The field of rotations in geological space is just as much a physical reality and as closely connected with the masses of rocks as other geophysical fields. Each point of the Earth’s crust can be associated with geographical coordinates, a moment in time related to a given position of the north geographical pole, as well as vector quantities of rotation speeds and accelerations.
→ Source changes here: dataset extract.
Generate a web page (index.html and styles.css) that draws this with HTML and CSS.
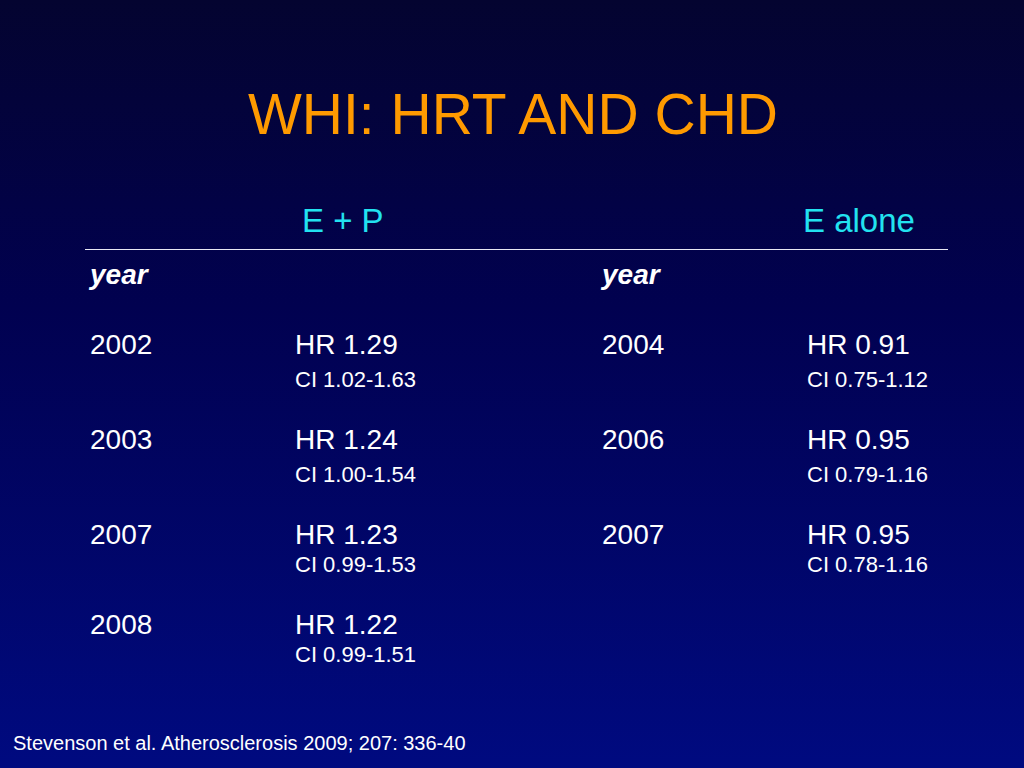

Knowing the distribution of densities in the Earth’s crust, it is possible to calculate in each point of space the quantities derived from speeds and accelerations: E - kinetic energy, P - momentum, and F_i - inertial forces, using the formula:

E = \frac{1}{2} {m v}^{2}; P = m v; F_{i} = m a;

where m = υρ, υ - unit volume of an element in geological space, ρ - density of rocks, m - mass, v - instantaneous speed of daily rotation, a - increment of speed of daily rotation per unit time (acceleration).

The distributions of energy, momentum, and inertial forces reflect the physical properties of the geological space under investigation. It is convenient to combine these distributions and consider the aggregate of the scalar E and vectors P and Fi at each point of the geological space as components of a single inertial rotation field.

The components of the gravitational field of the geological space include: U - potential gravitational energy, F_g - the force of attraction, calculated using the following formulas:

U = GMm/r; F_g = mg*;

where m is the mass of an element in the geological space, G is the gravitational constant, M is the mass of the Earth, r is the distance to the center of mass of the Earth, and g* is the acceleration created by the force of gravity.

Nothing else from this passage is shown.